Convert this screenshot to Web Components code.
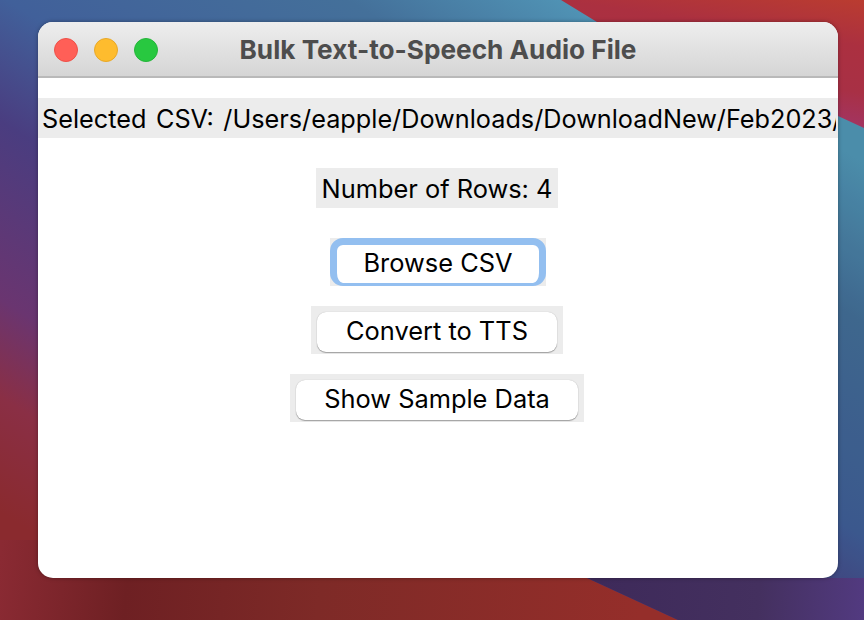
<!DOCTYPE html>
<html>
<head>
<meta charset="utf-8">
<title>Bulk Text-to-Speech Audio File</title>
<style>
  html, body { margin: 0; padding: 0; height: 100%; overflow: hidden; }
</style>
</head>
<body>
<desk-top>
  <app-window title="Bulk Text-to-Speech Audio File">
    <tk-label wide>Selected CSV: /Users/eapple/Downloads/DownloadNew/Feb2023/</tk-label>
    <tk-label>Number of Rows: 4</tk-label>
    <tk-button focused>Browse CSV</tk-button>
    <tk-button style="--pad: 29px">Convert to TTS</tk-button>
    <tk-button>Show Sample Data</tk-button>
  </app-window>
</desk-top>

<script>
(function() {
    const deskTemplate = document.createElement('template');
    deskTemplate.innerHTML = `
        <style>
          :host {
            display: block;
            position: relative;
            width: 864px;
            height: 620px;
            box-sizing: border-box;
            padding: 22px 26px 42px 38px;
            overflow: hidden;
            font-family: Inter, "Liberation Sans", sans-serif;
          }
          svg { position: absolute; left: 0; top: 0; }
          ::slotted(*) { position: relative; }
        </style>
        <svg width="864" height="620" viewBox="0 0 864 620">
          <defs>
            <linearGradient id="base" gradientUnits="userSpaceOnUse" x1="700" y1="60" x2="300" y2="700">
              <stop offset="0" stop-color="#5299b9"/>
              <stop offset=".18" stop-color="#44709a"/>
              <stop offset=".42" stop-color="#41609a"/>
              <stop offset=".56" stop-color="#4a3d80"/>
              <stop offset=".76" stop-color="#6a3570"/>
              <stop offset=".87" stop-color="#8a2f45"/>
              <stop offset="1" stop-color="#8a2a2e"/>
            </linearGradient>
            <linearGradient id="red" gradientUnits="userSpaceOnUse" x1="864" y1="0" x2="844" y2="130">
              <stop offset="0" stop-color="#ba3c30"/>
              <stop offset=".35" stop-color="#ab3040"/>
              <stop offset=".7" stop-color="#a83045"/>
              <stop offset="1" stop-color="#a23565"/>
            </linearGradient>
            <linearGradient id="floor" gradientUnits="userSpaceOnUse" x1="0" y1="560" x2="640" y2="620">
              <stop offset="0" stop-color="#8a2a33"/>
              <stop offset=".2" stop-color="#6e2023"/>
              <stop offset=".5" stop-color="#7e2a27"/>
              <stop offset="1" stop-color="#952e2a"/>
            </linearGradient>
            <linearGradient id="plum" gradientUnits="userSpaceOnUse" x1="600" y1="590" x2="864" y2="610">
              <stop offset="0" stop-color="#3e2a5a"/>
              <stop offset=".6" stop-color="#44305f"/>
              <stop offset="1" stop-color="#523a80"/>
            </linearGradient>
          </defs>
          <rect width="864" height="620" fill="url(#base)"/>
          <rect x="700" width="164" height="620" fill="#000" opacity=".08"/>
          <path d="M561 0 L597 22 L700 70 L838 116 L864 128 L864 0 Z" fill="url(#red)"/>
          <path d="M0 540 L540 540 L587 578 L678 620 L0 620 Z" fill="url(#floor)"/>
          <path d="M587 578 L678 620 L864 620 L864 578 Z" fill="url(#plum)"/>
        </svg>
        <slot></slot>
    `;

    class DeskTop extends HTMLElement {
        constructor() {
            super();
            this.attachShadow({ mode: 'open' });
            this.shadowRoot.appendChild(deskTemplate.content.cloneNode(true));
        }
    }

    const windowTemplate = document.createElement('template');
    windowTemplate.innerHTML = `
        <style>
          :host {
            display: flex;
            flex-direction: column;
            height: 100%;
            border-radius: 15px;
            overflow: hidden;
            background: #fff;
            box-shadow: 0 0 4px rgba(0, 0, 0, .35);
          }
          header {
            flex: none;
            height: 54px;
            display: flex;
            align-items: center;
            position: relative;
            background: linear-gradient(#eeeeee, #d5d5d5);
            border-bottom: 2px solid #b9b9b9;
          }
          .lights {
            display: flex;
            gap: 16px;
            margin-left: 16px;
            margin-top: 2px;
          }
          .lights i {
            width: 24px;
            height: 24px;
            box-sizing: border-box;
            border-radius: 50%;
            border: 1px solid;
          }
          .lights .close { background: #ff5f57; border-color: #ee5048; }
          .lights .min { background: #febc2e; border-color: #e8a828; }
          .lights .max { background: #28c840; border-color: #24b53a; }
          h1 {
            position: absolute;
            left: 0;
            right: 0;
            top: 0;
            bottom: 0;
            margin: 0;
            display: flex;
            align-items: center;
            justify-content: center;
            font-size: 26.2px;
            font-weight: 700;
            color: #4d4d4d;
          }
          main {
            flex: 1;
            min-height: 0;
            display: flex;
            flex-direction: column;
            align-items: center;
            gap: 20px;
            padding: 20px 2px 0 0;
          }
        </style>
        <header>
          <div class="lights"><i class="close"></i><i class="min"></i><i class="max"></i></div>
          <h1></h1>
        </header>
        <main><slot></slot></main>
    `;

    class AppWindow extends HTMLElement {
        constructor() {
            super();
            this.attachShadow({ mode: 'open' });
            this.shadowRoot.appendChild(windowTemplate.content.cloneNode(true));
            this.shadowRoot.querySelector('h1').textContent = this.getAttribute('title');
        }
    }

    const labelTemplate = document.createElement('template');
    labelTemplate.innerHTML = `
        <style>
          :host {
            display: block;
            box-sizing: border-box;
            height: 40px;
            padding: 0 6px;
            margin-bottom: 10px;
            background: #ececec;
            color: #000;
            font-size: 25.4px;
            white-space: nowrap;
          }
          :host([wide]) {
            align-self: stretch;
            margin-right: -2px;
            padding: 0 2px 0 4px;
            font-size: 25.25px;
            word-spacing: 2.5px;
          }
          div { overflow: hidden; height: 40px; line-height: 42px; }
        </style>
        <div><slot></slot></div>
    `;

    class TkLabel extends HTMLElement {
        constructor() {
            super();
            this.attachShadow({ mode: 'open' });
            this.shadowRoot.appendChild(labelTemplate.content.cloneNode(true));
        }
    }

    const buttonTemplate = document.createElement('template');
    buttonTemplate.innerHTML = `
        <style>
          :host {
            display: block;
            box-sizing: border-box;
            height: 48px;
            padding: 6px;
            background: #ececec;
            color: #000;
            font-size: 25.4px;
          }
          div {
            box-sizing: border-box;
            height: 40px;
            line-height: 38px;
            padding: 0 var(--pad, 28px);
            background: #fff;
            border-radius: 9px;
            white-space: nowrap;
            box-shadow: 0 0 1px rgba(0, 0, 0, .25), 0 1px 1px rgba(0, 0, 0, .3);
          }
          :host([focused]) {
            padding: 0;
            margin-left: 2px;
          }
          :host([focused]) div {
            height: 48px;
            line-height: 36px;
            padding: 0 26.5px;
            border: solid #93bff0;
            border-width: 7px 7px 3px;
            border-radius: 13px;
            box-shadow: none;
          }
        </style>
        <div><slot></slot></div>
    `;

    class TkButton extends HTMLElement {
        constructor() {
            super();
            this.attachShadow({ mode: 'open' });
            this.shadowRoot.appendChild(buttonTemplate.content.cloneNode(true));
        }
    }

    customElements.define('desk-top', DeskTop);
    customElements.define('app-window', AppWindow);
    customElements.define('tk-label', TkLabel);
    customElements.define('tk-button', TkButton);
})();
</script>
</body>
</html>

→ **Problem to solve**: Your copy of the data above should match it exactly, except that pictures are left out.

→ **Finished task**:
Convert this screenshot to Web Components code.
<!DOCTYPE html>
<html>
<head>
<meta charset="utf-8">
<title>Bulk Text-to-Speech Audio File</title>
<style>
  html, body { margin: 0; padding: 0; height: 100%; overflow: hidden; }
</style>
</head>
<body>
<desk-top>
  <app-window title="Bulk Text-to-Speech Audio File">
    <tk-label wide>Selected CSV: /Users/eapple/Downloads/DownloadNew/Feb2023/</tk-label>
    <tk-label>Number of Rows: 4</tk-label>
    <tk-button focused>Browse CSV</tk-button>
    <tk-button style="--pad: 29px">Convert to TTS</tk-button>
    <tk-button>Show Sample Data</tk-button>
  </app-window>
</desk-top>

<script>
(function() {
    const deskTemplate = document.createElement('template');
    deskTemplate.innerHTML = `
        <style>
          :host {
            display: block;
            position: relative;
            width: 864px;
            height: 620px;
            box-sizing: border-box;
            padding: 22px 26px 42px 38px;
            overflow: hidden;
            font-family: Inter, "Liberation Sans", sans-serif;
          }
          svg { position: absolute; left: 0; top: 0; }
          ::slotted(*) { position: relative; }
        </style>
        <svg width="864" height="620" viewBox="0 0 864 620">
          <defs>
            <linearGradient id="base" gradientUnits="userSpaceOnUse" x1="700" y1="60" x2="300" y2="700">
              <stop offset="0" stop-color="#5299b9"/>
              <stop offset=".18" stop-color="#44709a"/>
              <stop offset=".42" stop-color="#41609a"/>
              <stop offset=".56" stop-color="#4a3d80"/>
              <stop offset=".76" stop-color="#6a3570"/>
              <stop offset=".87" stop-color="#8a2f45"/>
              <stop offset="1" stop-color="#8a2a2e"/>
            </linearGradient>
            <linearGradient id="red" gradientUnits="userSpaceOnUse" x1="864" y1="0" x2="844" y2="130">
              <stop offset="0" stop-color="#ba3c30"/>
              <stop offset=".35" stop-color="#ab3040"/>
              <stop offset=".7" stop-color="#a83045"/>
              <stop offset="1" stop-color="#a23565"/>
            </linearGradient>
            <linearGradient id="floor" gradientUnits="userSpaceOnUse" x1="0" y1="560" x2="640" y2="620">
              <stop offset="0" stop-color="#8a2a33"/>
              <stop offset=".2" stop-color="#6e2023"/>
              <stop offset=".5" stop-color="#7e2a27"/>
              <stop offset="1" stop-color="#952e2a"/>
            </linearGradient>
            <linearGradient id="plum" gradientUnits="userSpaceOnUse" x1="600" y1="590" x2="864" y2="610">
              <stop offset="0" stop-color="#3e2a5a"/>
              <stop offset=".6" stop-color="#44305f"/>
              <stop offset="1" stop-color="#523a80"/>
            </linearGradient>
          </defs>
          <rect width="864" height="620" fill="url(#base)"/>
          <rect x="700" width="164" height="620" fill="#000" opacity=".08"/>
          <path d="M561 0 L597 22 L700 70 L838 116 L864 128 L864 0 Z" fill="url(#red)"/>
          <path d="M0 540 L540 540 L587 578 L678 620 L0 620 Z" fill="url(#floor)"/>
          <path d="M587 578 L678 620 L864 620 L864 578 Z" fill="url(#plum)"/>
        </svg>
        <slot></slot>
    `;

    class DeskTop extends HTMLElement {
        constructor() {
            super();
            this.attachShadow({ mode: 'open' });
            this.shadowRoot.appendChild(deskTemplate.content.cloneNode(true));
        }
    }

    const windowTemplate = document.createElement('template');
    windowTemplate.innerHTML = `
        <style>
          :host {
            display: flex;
            flex-direction: column;
            height: 100%;
            border-radius: 15px;
            overflow: hidden;
            background: #fff;
            box-shadow: 0 0 4px rgba(0, 0, 0, .35);
          }
          header {
            flex: none;
            height: 54px;
            display: flex;
            align-items: center;
            position: relative;
            background: linear-gradient(#eeeeee, #d5d5d5);
            border-bottom: 2px solid #b9b9b9;
          }
          .lights {
            display: flex;
            gap: 16px;
            margin-left: 16px;
            margin-top: 2px;
          }
          .lights i {
            width: 24px;
            height: 24px;
            box-sizing: border-box;
            border-radius: 50%;
            border: 1px solid;
          }
          .lights .close { background: #ff5f57; border-color: #ee5048; }
          .lights .min { background: #febc2e; border-color: #e8a828; }
          .lights .max { background: #28c840; border-color: #24b53a; }
          h1 {
            position: absolute;
            left: 0;
            right: 0;
            top: 0;
            bottom: 0;
            margin: 0;
            display: flex;
            align-items: center;
            justify-content: center;
            font-size: 26.2px;
            font-weight: 700;
            color: #4d4d4d;
          }
          main {
            flex: 1;
            min-height: 0;
            display: flex;
            flex-direction: column;
            align-items: center;
            gap: 20px;
            padding: 20px 2px 0 0;
          }
        </style>
        <header>
          <div class="lights"><i class="close"></i><i class="min"></i><i class="max"></i></div>
          <h1></h1>
        </header>
        <main><slot></slot></main>
    `;

    class AppWindow extends HTMLElement {
        constructor() {
            super();
            this.attachShadow({ mode: 'open' });
            this.shadowRoot.appendChild(windowTemplate.content.cloneNode(true));
            this.shadowRoot.querySelector('h1').textContent = this.getAttribute('title');
        }
    }

    const labelTemplate = document.createElement('template');
    labelTemplate.innerHTML = `
        <style>
          :host {
            display: block;
            box-sizing: border-box;
            height: 40px;
            padding: 0 6px;
            margin-bottom: 10px;
            background: #ececec;
            color: #000;
            font-size: 25.4px;
            white-space: nowrap;
          }
          :host([wide]) {
            align-self: stretch;
            margin-right: -2px;
            padding: 0 2px 0 4px;
            font-size: 25.25px;
            word-spacing: 2.5px;
          }
          div { overflow: hidden; height: 40px; line-height: 42px; }
        </style>
        <div><slot></slot></div>
    `;

    class TkLabel extends HTMLElement {
        constructor() {
            super();
            this.attachShadow({ mode: 'open' });
            this.shadowRoot.appendChild(labelTemplate.content.cloneNode(true));
        }
    }

    const buttonTemplate = document.createElement('template');
    buttonTemplate.innerHTML = `
        <style>
          :host {
            display: block;
            box-sizing: border-box;
            height: 48px;
            padding: 6px;
            background: #ececec;
            color: #000;
            font-size: 25.4px;
          }
          div {
            box-sizing: border-box;
            height: 40px;
            line-height: 38px;
            padding: 0 var(--pad, 28px);
            background: #fff;
            border-radius: 9px;
            white-space: nowrap;
            box-shadow: 0 0 1px rgba(0, 0, 0, .25), 0 1px 1px rgba(0, 0, 0, .3);
          }
          :host([focused]) {
            padding: 0;
            margin-left: 2px;
          }
          :host([focused]) div {
            height: 48px;
            line-height: 36px;
            padding: 0 26.5px;
            border: solid #93bff0;
            border-width: 7px 7px 3px;
            border-radius: 13px;
            box-shadow: none;
          }
        </style>
        <div><slot></slot></div>
    `;

    class TkButton extends HTMLElement {
        constructor() {
            super();
            this.attachShadow({ mode: 'open' });
            this.shadowRoot.appendChild(buttonTemplate.content.cloneNode(true));
        }
    }

    customElements.define('desk-top', DeskTop);
    customElements.define('app-window', AppWindow);
    customElements.define('tk-label', TkLabel);
    customElements.define('tk-button', TkButton);
})();
</script>
</body>
</html>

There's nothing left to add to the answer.